To Live Is To Work Sun, 1st September, 2013
As someone who works in the human resources industry, this time of year is the busiest as we help employers plan and prepare for the coming benefits year. So this Labor Day, for me, it seems fitting to reflect on the importance and value of work in our lives.
Although the work each of us performs can vary greatly, our forms of labor represent the opportunity to bring our gifts, our talents, our energies, and offer them for the benefit of the greater good. I'm so grateful to have a boss (pictured here with me) who understands the value and importance of supporting and, when necessary, guiding her team to give deeply of themselves and be rewarded for that effort. Most important, she believes in her people and encourages them to bring their own life experience to the work to make it their own.
My wife has shared some of her Taoist readings with me about the value of work and craftsmanship. I'll use the balance of the space here today to quote from a powerful little book of meditations by Deng Ming-Dao called Everyday Tao.
As with every meditation, he begins with the Chinese character that represents the object of the meditation. The symbol shown here to the right is Gong, meaning work, skill or a job well done. The symbol is derived from the word for heaven. It actually derives from the idea that all work is for the benefit of the emperor who was called the "son of heaven." But I prefer to think of honest work as contributing to the creation of truth, beauty and harmony in human society—my version of heaven on earth.
Deng Ming-Dao:
When we work, we learn….We learn much more by doing. Testing oneself against the limitations of material, time and skill is critical to self-development.
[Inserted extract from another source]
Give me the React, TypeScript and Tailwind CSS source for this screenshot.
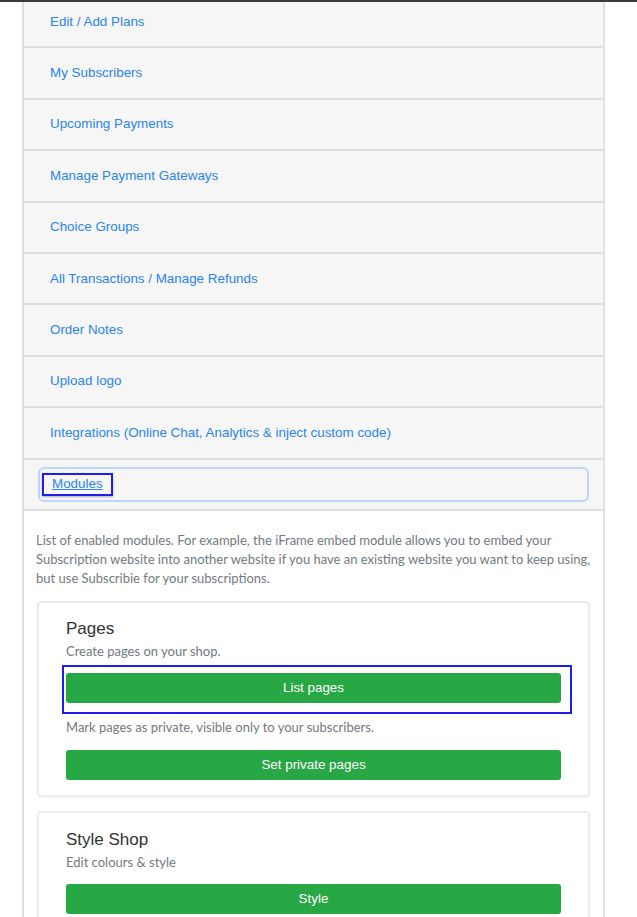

It is important to do the type of work that leads not simply to production, but to skill. In other words, the most important type of work is the kind that results from one's life, not from societal or economic pressures. When we work as part of life it leaves a profound residue in our personality. It produces an attitude of accomplishment, an accumulation of working wisdom impossible to obtain any other way.
The ancients recognized this phenomenon so clearly that work came to signify skill. The kind of work one does—farm work, art work, spiritual work, or any other work—is not so important. What is important is that one performs one's work at its most profound level. In olden times, people would say that a craftsperson who had achieved great skill had realized the Tao of that art form.
And once one has realized Tao in part, the whole is not far away.